Four years later, those pictures also have cemented my travels into vivid memories. My memories of the year after, once I’d stopped the project, are only intermittently vivid. The effort of noticing the world around me as I looked for a subject to paint that day, followed by the choosing of an image, and then the making of it, gave me a sharper relationship with the places I went. What I didn’t expect is that my accumulated images would give my friends a sharper and more vivid relationship with me.
So if you’re on your own, give yourself some sort of daily task to hone, focus, or recapitulate the day. It can be as simple as setting a number of steps on your mobile device and walking where your feet take you. And make sure you share it, because your friends, in the routine of their lives, will find your post a momentary gift that takes them out of their everyday grind.
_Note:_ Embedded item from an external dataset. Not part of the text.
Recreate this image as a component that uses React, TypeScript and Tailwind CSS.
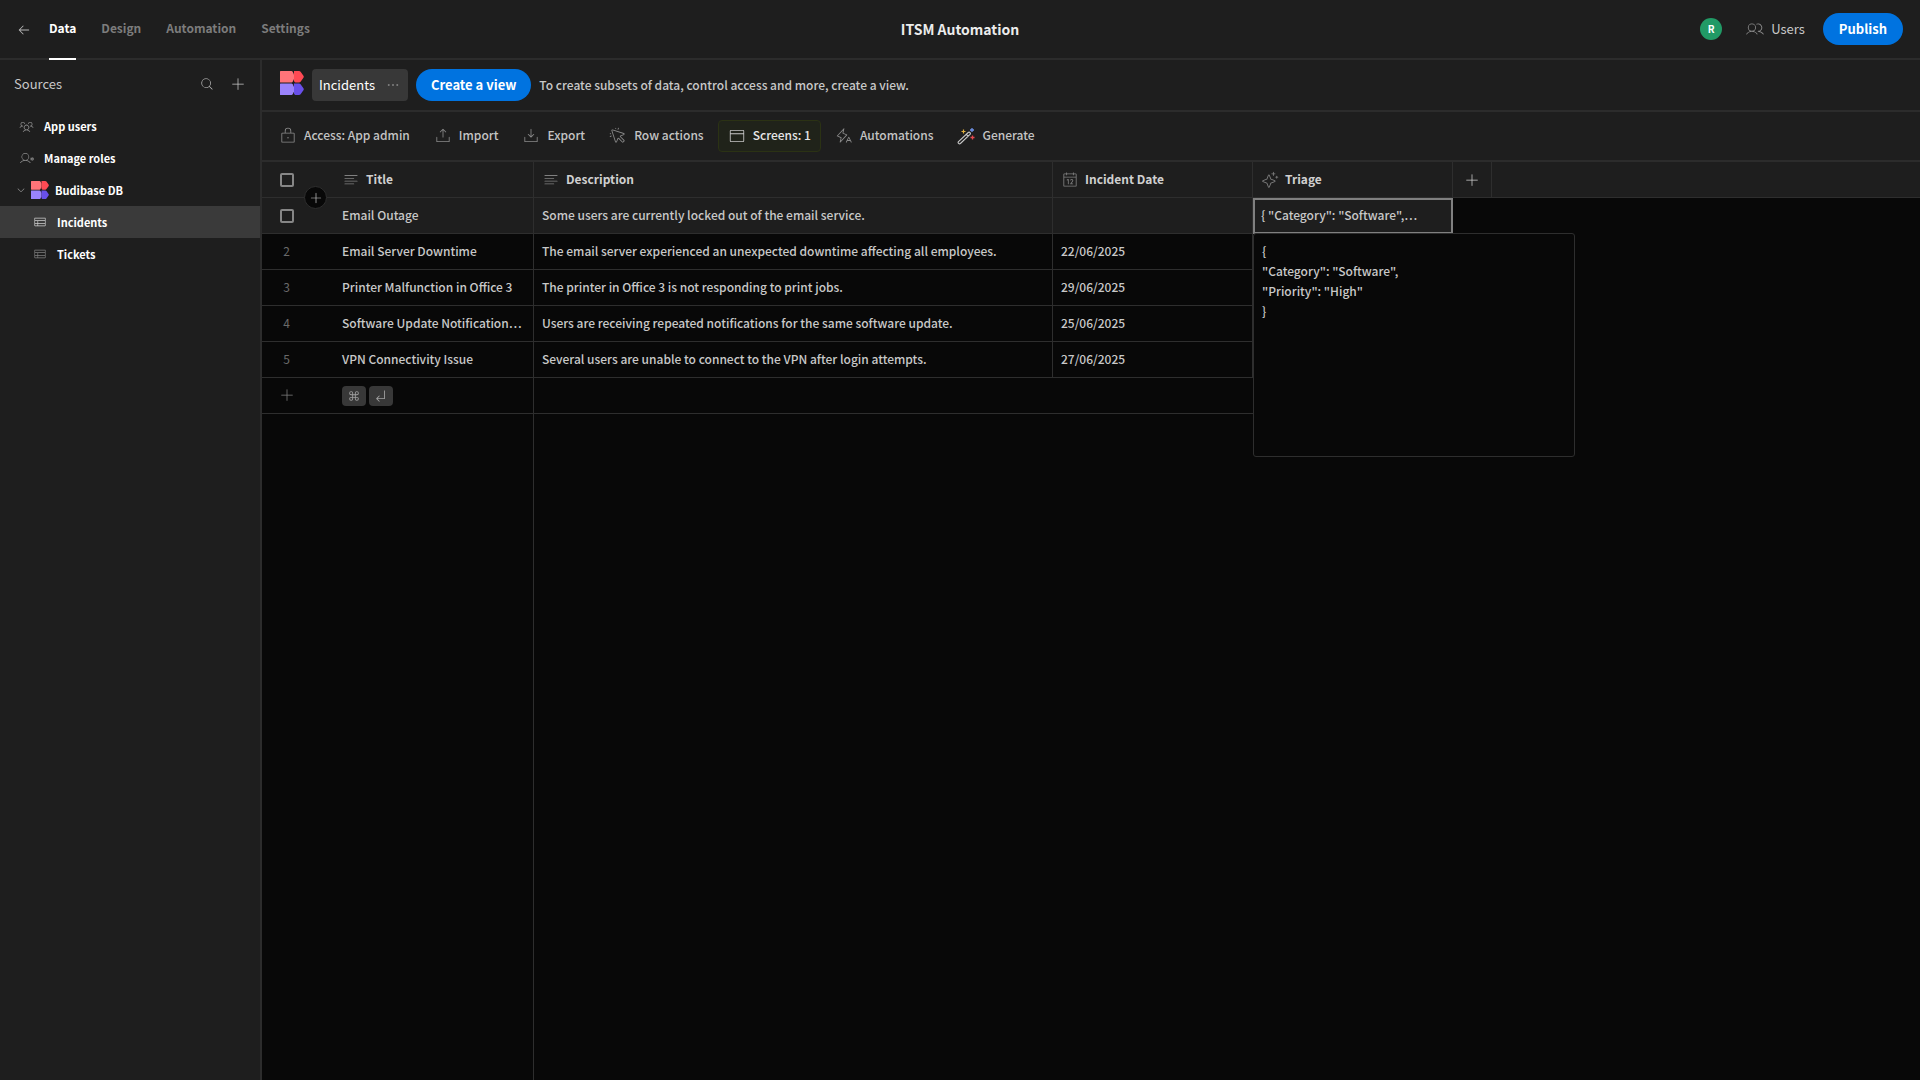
import type { ReactNode } from "react";
import {
  PiArrowElbowDownLeft, PiArrowLeft, PiBrowserLight, PiCalendarLight, PiCaretDownLight, PiCommand,
  PiCursorClickLight, PiDotsThreeBold, PiDownloadSimpleLight, PiLightningALight, PiLockLight,
  PiMagnifyingGlassLight, PiPlusLight, PiSparkleLight, PiTableLight, PiTextAlignLeftLight,
  PiUploadSimpleLight, PiUserGearLight, PiUsersLight, PiUsersThreeLight,
} from "react-icons/pi";

function Logo({ className }: { className: string }) {
  return (
    <svg viewBox="0 0 24 24" className={className} aria-hidden="true">
      <path d="M0 .5Q0 0 .5 0H11.500Q12.300 0 12.700 .8L14 3.500V8L12.700 10.700Q12.300 11.500 11.500 11.500H.5Q0 11.500 0 11Z" fill="#ff7479" />
      <path d="M14 0H19Q20 0 20.600 .8L23.600 5Q24 5.750 23.600 6.500L20.600 10.700Q20 11.500 19 11.500H15.500Q14.800 11.500 14.400 10.700L14 10Z" fill="#ff4a54" />
      <path d="M0 13Q0 12.500 .5 12.500H11.500Q12.300 12.500 12.700 13.300L14 16V20.500L12.700 23.200Q12.300 24 11.500 24H.5Q0 24 0 23.500Z" fill="#9a83fb" />
      <path d="M14 12.500H19Q20 12.500 20.600 13.300L23.600 17.500Q24 18.250 23.600 19L20.600 23.200Q20 24 19 24H15.500Q14.800 24 14.400 23.200L14 22.500Z" fill="#6950ea" />
    </svg>
  );
}

function Wand() {
  return (
    <svg viewBox="0 0 18 18" className="size-[18px]" fill="none" aria-hidden="true">
      <path d="M1.500 14.700 11.200 5.500Q12.200 4.800 13 5.600T13 7.400L3.400 16.500Q2.500 17.200 1.600 16.400T1.500 14.700ZM9.300 7.300 11.100 9.200" stroke="#c8c8c8" strokeWidth="1.100" />
      <path d="M6.500 2.500v4M4.500 4.500h4" stroke="#e0b040" strokeWidth="1.200" />
      <path d="M15 1v4M13 3h4" stroke="#6f93e8" strokeWidth="1.300" />
      <path d="M15.500 8.500v4M13.500 10.500h4" stroke="#e5484d" strokeWidth="1.300" />
    </svg>
  );
}

const tabs = ["Data", "Design", "Automation", "Settings"];

const rows = [
  { n: 2, title: "Email Server Downtime", text: "The email server experienced an unexpected downtime affecting all employees.", date: "22/06/2025" },
  { n: 3, title: "Printer Malfunction in Office 3", text: "The printer in Office 3 is not responding to print jobs.", date: "29/06/2025" },
  { n: 4, title: "Software Update Notification…", text: "Users are receiving repeated notifications for the same software update.", date: "25/06/2025" },
  { n: 5, title: "VPN Connectivity Issue", text: "Several users are unable to connect to the VPN after login attempts.", date: "27/06/2025" },
];

function Tool({ icon, children, active }: { icon: ReactNode; children: ReactNode; active?: boolean }) {
  return (
    <button
      className={
        active
          ? "flex h-8 items-center gap-[7px] rounded border border-[#2b3214] bg-[#20231a] px-[9px] text-[#e6e6e6] [&>svg]:text-[#c8c8c8]"
          : "flex h-8 items-center gap-[7px] rounded border border-transparent px-[9px] text-[#c4c4c4] [&>svg]:text-[#8a8a8a]"
      }
    >
      {icon}
      <span className="pb-0.5">{children}</span>
    </button>
  );
}

function Head({ icon, children }: { icon: ReactNode; children: ReactNode }) {
  return (
    <th className="h-9 border-r border-b border-[#2e2e2e] bg-[#1e1e1e] px-2 text-left text-[12px] font-bold">
      <div className="flex items-center gap-1.5 [&>svg]:size-[18px] [&>svg]:text-[#808080]">
        {icon}
        <span className="pb-0.5">{children}</span>
      </div>
    </th>
  );
}

function Check({ label }: { label: string }) {
  return (
    <input
      type="checkbox"
      aria-label={label}
      className="block size-[14px] appearance-none rounded-[2px] border-2 border-[#868686]"
    />
  );
}

const cell = "h-9 truncate border-r border-b border-[#2e2e2e] pr-0 pb-0.5 pl-2";

export default function App() {
  return (
    <div className="flex min-h-screen flex-col bg-[#1e1e1e] font-['Noto_Sans_CJK_SC',sans-serif] text-[13px] leading-5 text-[#c8c8c8]">
      <header className="grid h-[60px] grid-cols-[1fr_auto_1fr] border-b-2 border-[#2c2c2c]">
        <div className="flex pl-[17px]">
          <button aria-label="Back" className="mt-0.5 mr-[18px] self-center">
            <PiArrowLeft className="size-[14px] text-[#b8b8b8]" />
          </button>
          <nav className="flex gap-[25px] text-[12px] font-bold">
            {tabs.map((t, i) => (
              <a
                key={t}
                href="#"
                className={
                  i === 0
                    ? "-mb-0.5 flex items-center border-b-2 border-white pb-0.5 text-white"
                    : "-mb-0.5 flex items-center border-b-2 border-transparent pb-0.5 text-[#7c7c7c]"
                }
              >
                {t}
              </a>
            ))}
          </nav>
        </div>
        <h1 className="self-center text-[14px] font-bold text-[#ececec]">ITSM Automation</h1>
        <div className="flex items-center justify-end pr-[17px]">
          <span className="mr-6 flex size-[22px] items-center justify-center rounded-full bg-[#219a66] text-[10px] font-bold text-white">R</span>
          <button className="mr-[18px] flex items-center gap-[7px]">
            <PiUsersLight className="size-[18px] text-[#8a8a8a]" />
            Users
          </button>
          <button className="h-8 rounded-full bg-[#0073e0] px-4 font-bold text-white">Publish</button>
        </div>
      </header>

      <div className="flex min-h-0 flex-1">
        <aside className="w-[262px] shrink-0 border-r-2 border-[#2c2c2c]">
          <div className="flex h-[50px] items-center pr-[14px] pb-0.5 pl-[14px]">
            <h2 className="flex-1 text-[13px]">Sources</h2>
            <button aria-label="Search sources" className="mr-4">
              <PiMagnifyingGlassLight className="size-[14px]" />
            </button>
            <button aria-label="Add source">
              <PiPlusLight className="size-4" />
            </button>
          </div>
          <nav className="text-[11px] font-bold text-white">
            <a href="#" className="flex h-8 items-center gap-[10px] pl-[19px]">
              <PiUsersThreeLight className="size-[15px] text-[#8a8a8a]" />
              App users
            </a>
            <a href="#" className="flex h-8 items-center gap-[10px] pl-[19px]">
              <PiUserGearLight className="size-[15px] text-[#8a8a8a]" />
              Manage roles
            </a>
            <a href="#" className="flex h-8 items-center pl-4">
              <PiCaretDownLight className="mr-[5px] size-[10px] text-[#a0a0a0]" />
              <Logo className="mr-[6px] size-[18px]" />
              Budibase DB
            </a>
            <a href="#" className="flex h-8 items-center gap-[10px] bg-[#3a3a3a] pl-[33px]">
              <PiTableLight className="size-[14px] text-[#d0d0d0]" />
              Incidents
            </a>
            <a href="#" className="flex h-8 items-center gap-[10px] pl-[33px]">
              <PiTableLight className="size-[14px] text-[#808080]" />
              Tickets
            </a>
          </nav>
        </aside>

        <main className="flex min-w-0 flex-1 flex-col">
          <div className="flex h-[52px] items-center gap-2 border-b-2 border-[#2c2c2c] pl-[18px]">
            <Logo className="mb-1 size-6" />
            <div className="flex h-8 items-center gap-[10px] rounded bg-[#383838] px-[7px] text-white">
              Incidents
              <button aria-label="More options">
                <PiDotsThreeBold className="size-4 text-[#808080]" />
              </button>
            </div>
            <button className="h-8 rounded-full bg-[#0073e0] px-[15px] font-bold text-white">Create a view</button>
            <p className="text-[12px] font-medium">To create subsets of data, control access and more, create a view.</p>
          </div>

          <div className="flex h-[50px] items-center gap-1 border-b-2 border-[#2c2c2c] pl-[7px] text-[12px] font-medium">
            <Tool icon={<PiLockLight className="size-[18px]" />}>Access: App admin</Tool>
            <Tool icon={<PiUploadSimpleLight className="size-[18px]" />}>Import</Tool>
            <Tool icon={<PiDownloadSimpleLight className="size-[18px]" />}>Export</Tool>
            <Tool icon={<PiCursorClickLight className="size-[18px]" />}>Row actions</Tool>
            <Tool active icon={<PiBrowserLight className="size-[18px]" />}>Screens: 1</Tool>
            <Tool icon={<PiLightningALight className="size-[18px]" />}>Automations</Tool>
            <Tool icon={<Wand />}>Generate</Tool>
          </div>

          <div className="relative flex flex-1 bg-[#080808]">
            <table className="w-full table-fixed border-separate border-spacing-0 text-[12px] font-medium">
              <colgroup>
                <col className="w-[72px]" />
                <col className="w-[200px]" />
                <col className="w-[519px]" />
                <col className="w-[200px]" />
                <col className="w-[200px]" />
                <col className="w-[39px]" />
                <col />
              </colgroup>
              <thead className="text-[#d0d0d0]">
                <tr>
                  <th className="relative h-9 border-b border-[#2e2e2e] bg-[#1e1e1e] pl-[18px]">
                    <Check label="Select all rows" />
                    <button
                      aria-label="Insert row"
                      className="absolute top-6 left-[42px] z-10 flex size-[23px] items-center justify-center rounded-full border border-[#2e2e2e] bg-[#080808]"
                    >
                      <PiPlusLight className="size-[14px]" />
                    </button>
                  </th>
                  <Head icon={<PiTextAlignLeftLight />}>Title</Head>
                  <Head icon={<PiTextAlignLeftLight />}>Description</Head>
                  <Head icon={<PiCalendarLight />}>Incident Date</Head>
                  <Head icon={<PiSparkleLight />}>Triage</Head>
                  <th className="h-9 border-r border-b border-[#2e2e2e] bg-[#1e1e1e]">
                    <button aria-label="Add column" className="flex w-full items-center justify-center">
                      <PiPlusLight className="size-4" />
                    </button>
                  </th>
                  <th className="border-b border-[#2e2e2e] bg-[#1e1e1e]" />
                </tr>
              </thead>
              <tbody>
                <tr className="[&>td:nth-child(-n+5)]:bg-[#1e1e1e]">
                  <td className="h-9 border-b border-[#2e2e2e] pl-[18px]">
                    <Check label="Select Email Outage" />
                  </td>
                  <td className={cell}>Email Outage</td>
                  <td className={cell}>Some users are currently locked out of the email service.</td>
                  <td className={cell} />
                  <td className="relative h-9 p-0">
                    <div className="flex h-9 items-center border-2 border-[#808080] px-1.5 pb-0.5">
                      <span className="truncate">{'{ "Category": "Software",…'}</span>
                    </div>
                    <div className="absolute top-[35px] left-0 z-10 h-56 w-[322px] rounded-[3px] border border-[#2e2e2e] bg-[#080808] px-2 py-[7px] whitespace-pre-line">
                      {'{\n"Category": "Software",\n"Priority": "High"\n}'}
                    </div>
                  </td>
                </tr>
                {rows.map((r) => (
                  <tr key={r.n}>
                    <td className="h-9 border-b border-[#2e2e2e] pr-[23px] pb-0.5 text-center font-normal text-[#6a6a6a]">{r.n}</td>
                    <td className={cell}>{r.title}</td>
                    <td className={cell}>{r.text}</td>
                    <td className={cell}>{r.date}</td>
                    <td className={cell} />
                  </tr>
                ))}
                <tr>
                  <td className="h-9 border-b border-[#2e2e2e] pb-0.5 pl-[17px]">
                    <button aria-label="Add row" className="block">
                      <PiPlusLight className="size-4 text-[#808080]" />
                    </button>
                  </td>
                  <td className="h-9 border-r border-b border-[#2e2e2e] pl-2">
                    <div className="flex gap-[3px] text-[#a0a0a0]">
                      <kbd className="flex h-5 w-6 items-center justify-center rounded bg-[#383838]">
                        <PiCommand className="size-[14px]" />
                      </kbd>
                      <kbd className="flex h-5 w-6 items-center justify-center rounded bg-[#383838]">
                        <PiArrowElbowDownLeft className="size-[14px]" />
                      </kbd>
                    </div>
                  </td>
                  <td colSpan={3} className="border-b border-[#2e2e2e]" />
                </tr>
                <tr className="h-full">
                  <td />
                  <td className="border-r border-[#2e2e2e]" />
                </tr>
              </tbody>
            </table>
          </div>
        </main>
      </div>
    </div>
  );
}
You don’t have to be an artist, or write a big blog post about what your’re doing. Keep it simple and fun. If you’re in the country, It might be that you try to fidentify a piece of nature – a bird or tree or even the kinds of grasses as I did in the pastures of New Zealand. Take pictures of the and then post one on your Facebook timeline or Pinterest, Instagram, or Twitter feeds. You might collect postcards or bottle caps or even grafitti images. Maybe try one new thing every day whether it be a pastry or a dish or a drink. In doing something like that and then fixing it in memory with a photograph, you bring each day into brighter ahd sharper relief in your mind. Share it every day on some social media platform where most of your friends are.
Don’t stress about making it “interesting” or “clever.” Don’t judge it at all. Just do it. What you think you being lame today might very well make you laugh or proud next week. Silence the inner critic (who really should have been left home) and see what shows up. Who you are is revealed by the collection of images you choose or the ideas you entertain. It’s easy when you’re alone, according to psychologists, to get depressed because we have too much free floating attention that has no anchor. So you want to give yourself an anchor.
It really is important to promise yourself that you won’t go to sleep until you do your thing. There were days I got home late, was dead tired, hadn’t posted anything yet, and tried to justify that it wouldn’t matter. But I’d made myself a promise, and the knowledge that others were watching and cheering me on helped me . I told myself that “done is beautiful” and that I could do something quick and easy, but I had to make and post SOMETHING before I went to sleep if I hadn’t already. That one discipline saved me from feeling disconnected from life as I traveled because my friends were there on the other end, noticing, laughing, and cheering me on. Yours will too. Give them the gift of your travels and get the gift of connection even when you’re across the globe and on your own.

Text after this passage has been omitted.